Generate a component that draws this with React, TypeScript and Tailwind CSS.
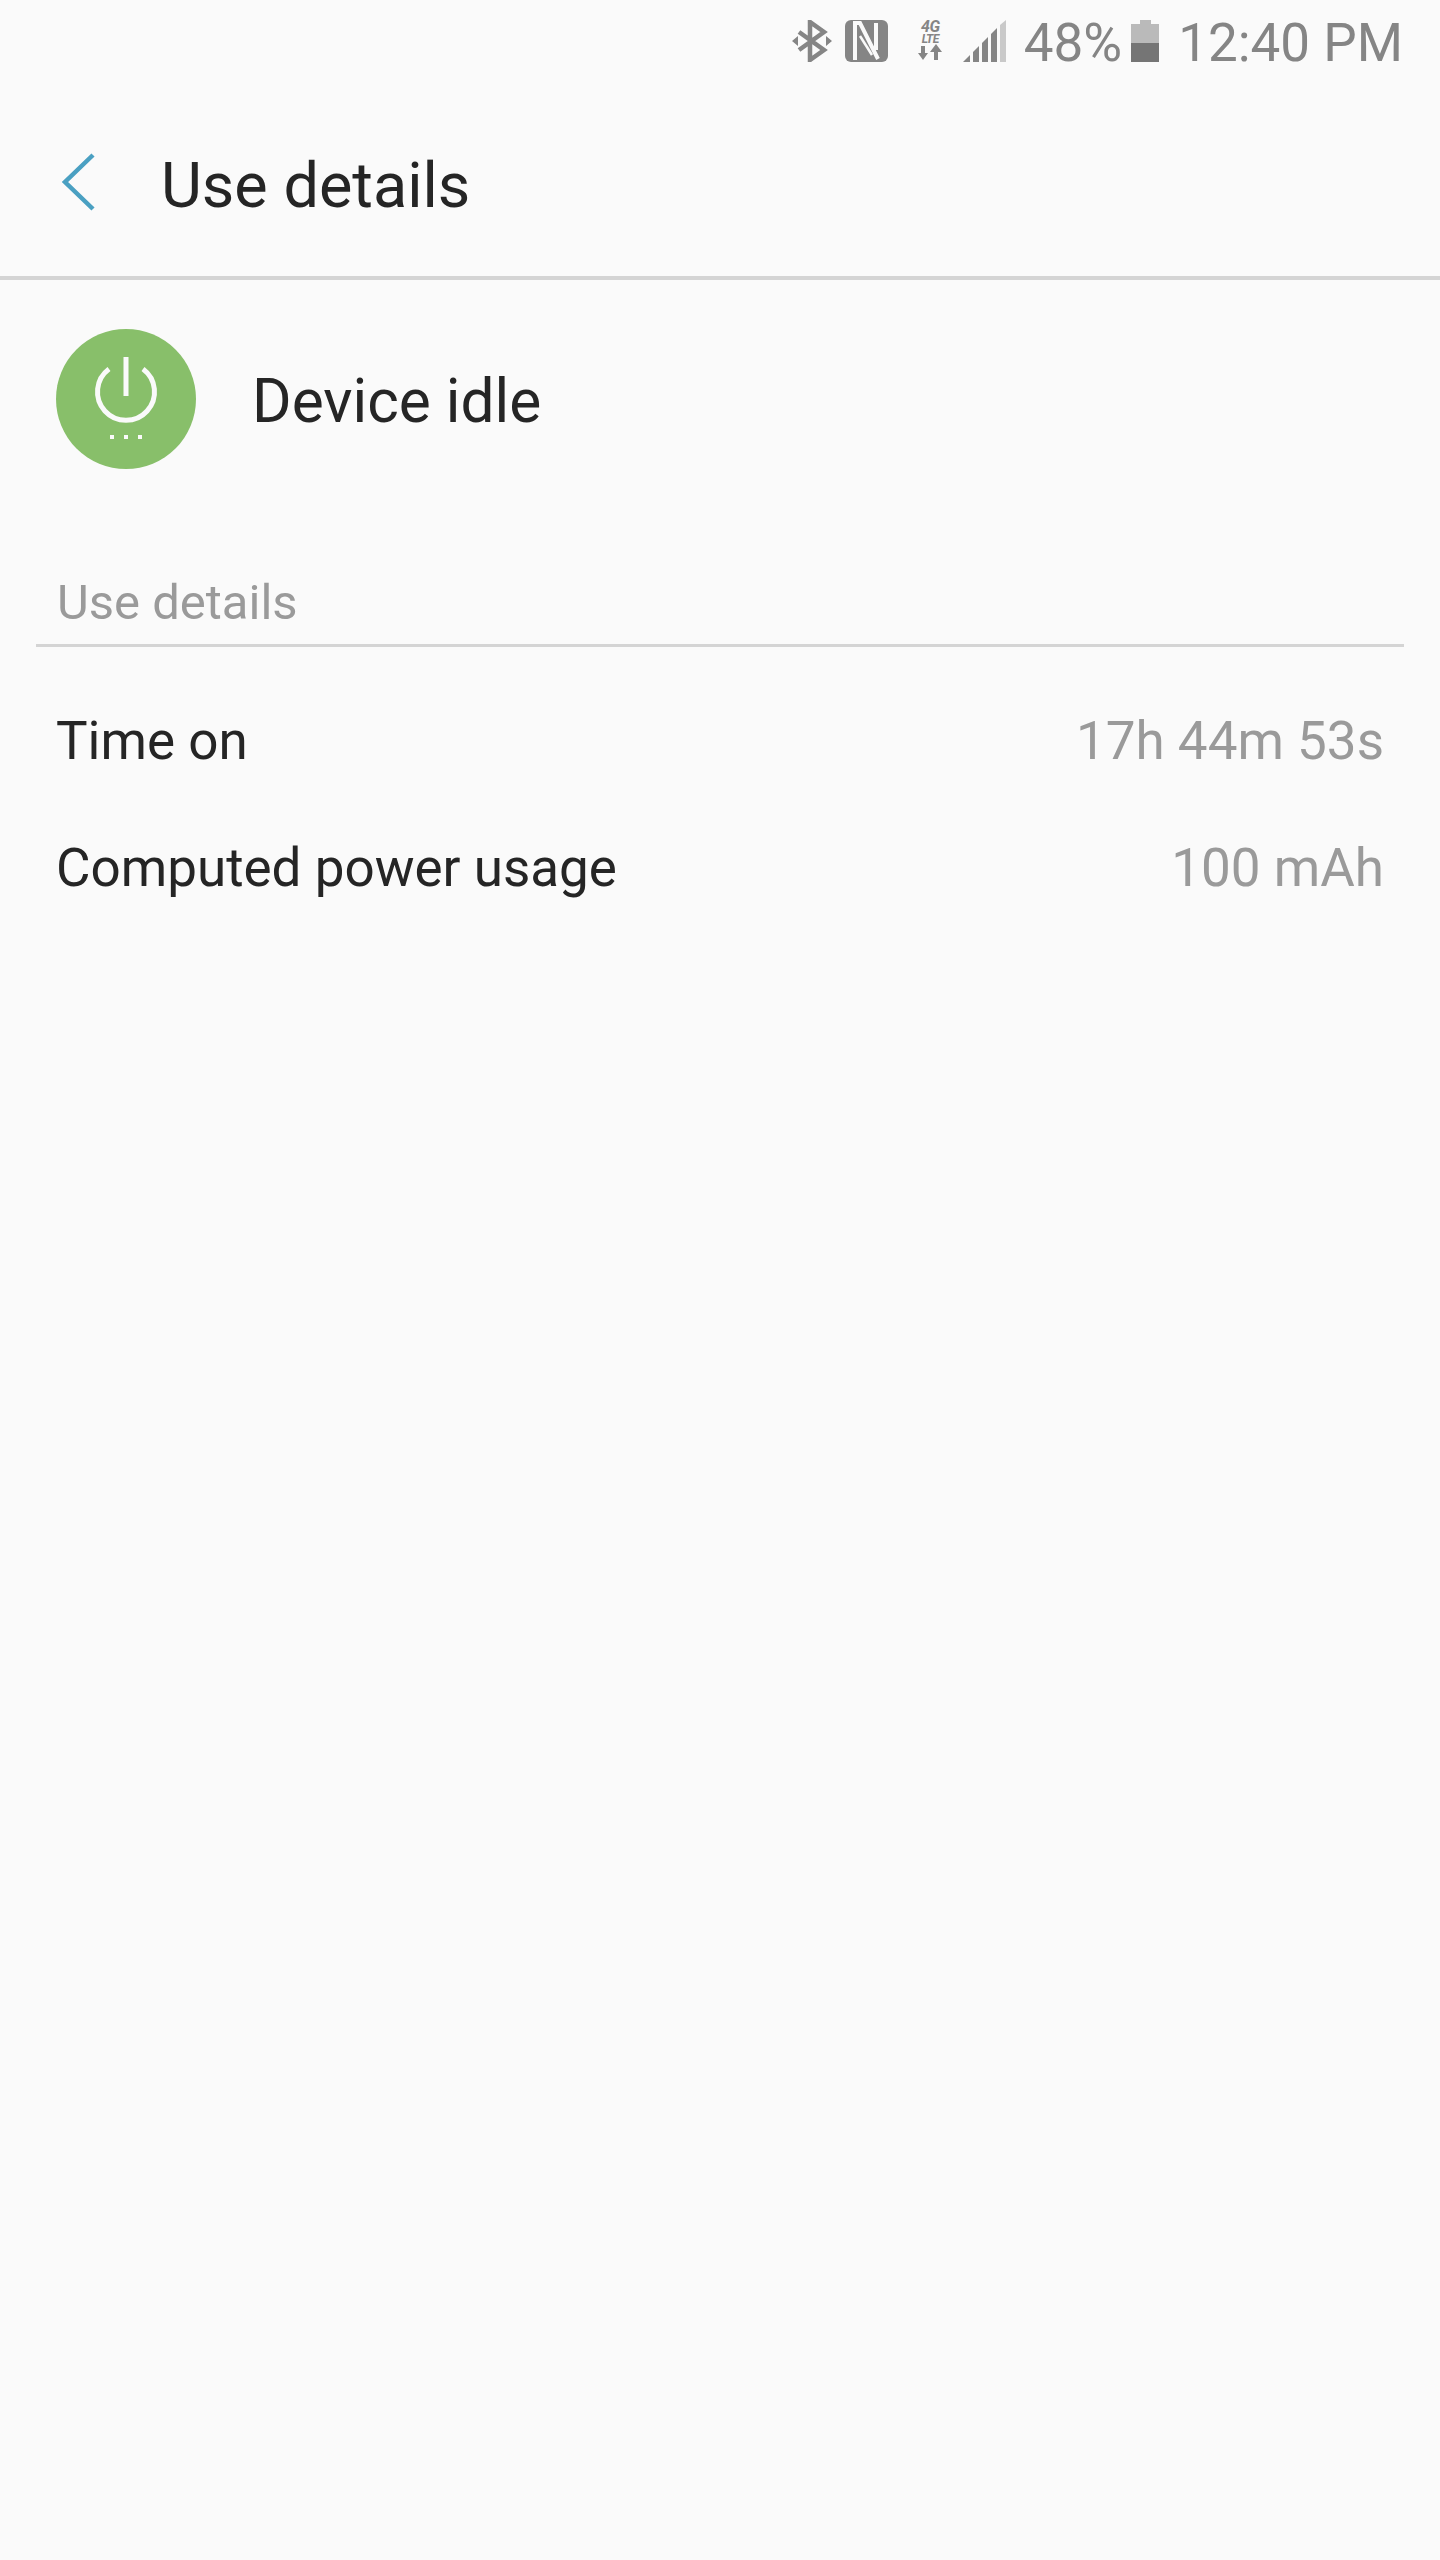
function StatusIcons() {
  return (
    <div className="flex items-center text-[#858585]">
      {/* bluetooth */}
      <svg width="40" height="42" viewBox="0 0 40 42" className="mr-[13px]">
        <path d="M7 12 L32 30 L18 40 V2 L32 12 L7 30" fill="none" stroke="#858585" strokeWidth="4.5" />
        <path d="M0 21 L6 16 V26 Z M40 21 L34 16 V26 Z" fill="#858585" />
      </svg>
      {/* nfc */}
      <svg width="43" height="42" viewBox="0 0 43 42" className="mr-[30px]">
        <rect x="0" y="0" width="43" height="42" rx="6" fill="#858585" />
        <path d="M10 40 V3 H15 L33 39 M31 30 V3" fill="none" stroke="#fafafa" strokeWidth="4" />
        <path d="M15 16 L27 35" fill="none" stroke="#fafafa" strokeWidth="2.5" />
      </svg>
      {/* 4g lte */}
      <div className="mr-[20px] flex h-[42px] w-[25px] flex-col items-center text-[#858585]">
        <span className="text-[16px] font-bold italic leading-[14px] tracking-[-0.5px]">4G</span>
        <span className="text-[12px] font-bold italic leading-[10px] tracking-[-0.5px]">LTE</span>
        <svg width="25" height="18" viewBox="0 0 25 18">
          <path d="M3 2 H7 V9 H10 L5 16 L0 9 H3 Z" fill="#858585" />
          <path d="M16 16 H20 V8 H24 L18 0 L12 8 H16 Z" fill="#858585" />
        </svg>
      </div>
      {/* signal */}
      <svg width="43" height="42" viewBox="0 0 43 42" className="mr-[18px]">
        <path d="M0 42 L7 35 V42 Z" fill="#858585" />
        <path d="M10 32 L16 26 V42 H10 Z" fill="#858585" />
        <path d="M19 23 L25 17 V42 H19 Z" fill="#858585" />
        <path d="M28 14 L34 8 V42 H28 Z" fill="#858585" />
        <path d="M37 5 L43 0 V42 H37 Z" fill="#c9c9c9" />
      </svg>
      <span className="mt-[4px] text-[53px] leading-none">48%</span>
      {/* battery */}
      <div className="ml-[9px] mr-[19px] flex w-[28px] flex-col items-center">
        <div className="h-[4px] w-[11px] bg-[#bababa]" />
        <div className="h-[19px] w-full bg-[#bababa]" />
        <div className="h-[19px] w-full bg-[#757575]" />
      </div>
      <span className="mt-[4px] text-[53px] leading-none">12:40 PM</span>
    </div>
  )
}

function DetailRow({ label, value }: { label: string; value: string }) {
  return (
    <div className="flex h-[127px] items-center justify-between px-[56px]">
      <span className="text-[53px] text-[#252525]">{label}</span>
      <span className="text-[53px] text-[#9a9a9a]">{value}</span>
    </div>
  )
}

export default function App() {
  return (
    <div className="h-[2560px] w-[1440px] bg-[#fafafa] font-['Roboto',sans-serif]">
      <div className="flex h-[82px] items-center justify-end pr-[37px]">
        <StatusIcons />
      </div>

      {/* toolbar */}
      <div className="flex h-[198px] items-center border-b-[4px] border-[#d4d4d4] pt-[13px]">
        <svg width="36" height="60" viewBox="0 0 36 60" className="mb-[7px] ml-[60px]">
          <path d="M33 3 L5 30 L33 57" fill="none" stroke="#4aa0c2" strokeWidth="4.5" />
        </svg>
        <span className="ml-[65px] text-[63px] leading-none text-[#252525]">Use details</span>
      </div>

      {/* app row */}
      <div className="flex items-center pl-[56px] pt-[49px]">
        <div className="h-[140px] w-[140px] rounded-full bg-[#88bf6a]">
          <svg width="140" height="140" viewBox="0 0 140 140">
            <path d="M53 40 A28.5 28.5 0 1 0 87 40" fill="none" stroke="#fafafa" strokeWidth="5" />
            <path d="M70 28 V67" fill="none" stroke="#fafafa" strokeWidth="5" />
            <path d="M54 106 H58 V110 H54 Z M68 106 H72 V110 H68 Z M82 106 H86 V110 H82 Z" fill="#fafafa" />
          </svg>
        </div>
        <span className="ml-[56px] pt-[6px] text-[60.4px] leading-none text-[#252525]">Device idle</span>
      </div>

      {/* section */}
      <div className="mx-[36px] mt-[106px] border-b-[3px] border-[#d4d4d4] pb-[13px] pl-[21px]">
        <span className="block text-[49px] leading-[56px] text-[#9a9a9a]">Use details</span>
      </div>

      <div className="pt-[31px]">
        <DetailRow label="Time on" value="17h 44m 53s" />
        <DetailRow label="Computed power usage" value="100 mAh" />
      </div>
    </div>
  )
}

-- THE PROBLEM --
Return the full material word for word. Do not include the pictures.

-- OUTPUT FOR THIS EXERCISE --
Generate a component that draws this with React, TypeScript and Tailwind CSS.
function StatusIcons() {
  return (
    <div className="flex items-center text-[#858585]">
      {/* bluetooth */}
      <svg width="40" height="42" viewBox="0 0 40 42" className="mr-[13px]">
        <path d="M7 12 L32 30 L18 40 V2 L32 12 L7 30" fill="none" stroke="#858585" strokeWidth="4.5" />
        <path d="M0 21 L6 16 V26 Z M40 21 L34 16 V26 Z" fill="#858585" />
      </svg>
      {/* nfc */}
      <svg width="43" height="42" viewBox="0 0 43 42" className="mr-[30px]">
        <rect x="0" y="0" width="43" height="42" rx="6" fill="#858585" />
        <path d="M10 40 V3 H15 L33 39 M31 30 V3" fill="none" stroke="#fafafa" strokeWidth="4" />
        <path d="M15 16 L27 35" fill="none" stroke="#fafafa" strokeWidth="2.5" />
      </svg>
      {/* 4g lte */}
      <div className="mr-[20px] flex h-[42px] w-[25px] flex-col items-center text-[#858585]">
        <span className="text-[16px] font-bold italic leading-[14px] tracking-[-0.5px]">4G</span>
        <span className="text-[12px] font-bold italic leading-[10px] tracking-[-0.5px]">LTE</span>
        <svg width="25" height="18" viewBox="0 0 25 18">
          <path d="M3 2 H7 V9 H10 L5 16 L0 9 H3 Z" fill="#858585" />
          <path d="M16 16 H20 V8 H24 L18 0 L12 8 H16 Z" fill="#858585" />
        </svg>
      </div>
      {/* signal */}
      <svg width="43" height="42" viewBox="0 0 43 42" className="mr-[18px]">
        <path d="M0 42 L7 35 V42 Z" fill="#858585" />
        <path d="M10 32 L16 26 V42 H10 Z" fill="#858585" />
        <path d="M19 23 L25 17 V42 H19 Z" fill="#858585" />
        <path d="M28 14 L34 8 V42 H28 Z" fill="#858585" />
        <path d="M37 5 L43 0 V42 H37 Z" fill="#c9c9c9" />
      </svg>
      <span className="mt-[4px] text-[53px] leading-none">48%</span>
      {/* battery */}
      <div className="ml-[9px] mr-[19px] flex w-[28px] flex-col items-center">
        <div className="h-[4px] w-[11px] bg-[#bababa]" />
        <div className="h-[19px] w-full bg-[#bababa]" />
        <div className="h-[19px] w-full bg-[#757575]" />
      </div>
      <span className="mt-[4px] text-[53px] leading-none">12:40 PM</span>
    </div>
  )
}

function DetailRow({ label, value }: { label: string; value: string }) {
  return (
    <div className="flex h-[127px] items-center justify-between px-[56px]">
      <span className="text-[53px] text-[#252525]">{label}</span>
      <span className="text-[53px] text-[#9a9a9a]">{value}</span>
    </div>
  )
}

export default function App() {
  return (
    <div className="h-[2560px] w-[1440px] bg-[#fafafa] font-['Roboto',sans-serif]">
      <div className="flex h-[82px] items-center justify-end pr-[37px]">
        <StatusIcons />
      </div>

      {/* toolbar */}
      <div className="flex h-[198px] items-center border-b-[4px] border-[#d4d4d4] pt-[13px]">
        <svg width="36" height="60" viewBox="0 0 36 60" className="mb-[7px] ml-[60px]">
          <path d="M33 3 L5 30 L33 57" fill="none" stroke="#4aa0c2" strokeWidth="4.5" />
        </svg>
        <span className="ml-[65px] text-[63px] leading-none text-[#252525]">Use details</span>
      </div>

      {/* app row */}
      <div className="flex items-center pl-[56px] pt-[49px]">
        <div className="h-[140px] w-[140px] rounded-full bg-[#88bf6a]">
          <svg width="140" height="140" viewBox="0 0 140 140">
            <path d="M53 40 A28.5 28.5 0 1 0 87 40" fill="none" stroke="#fafafa" strokeWidth="5" />
            <path d="M70 28 V67" fill="none" stroke="#fafafa" strokeWidth="5" />
            <path d="M54 106 H58 V110 H54 Z M68 106 H72 V110 H68 Z M82 106 H86 V110 H82 Z" fill="#fafafa" />
          </svg>
        </div>
        <span className="ml-[56px] pt-[6px] text-[60.4px] leading-none text-[#252525]">Device idle</span>
      </div>

      {/* section */}
      <div className="mx-[36px] mt-[106px] border-b-[3px] border-[#d4d4d4] pb-[13px] pl-[21px]">
        <span className="block text-[49px] leading-[56px] text-[#9a9a9a]">Use details</span>
      </div>

      <div className="pt-[31px]">
        <DetailRow label="Time on" value="17h 44m 53s" />
        <DetailRow label="Computed power usage" value="100 mAh" />
      </div>
    </div>
  )
}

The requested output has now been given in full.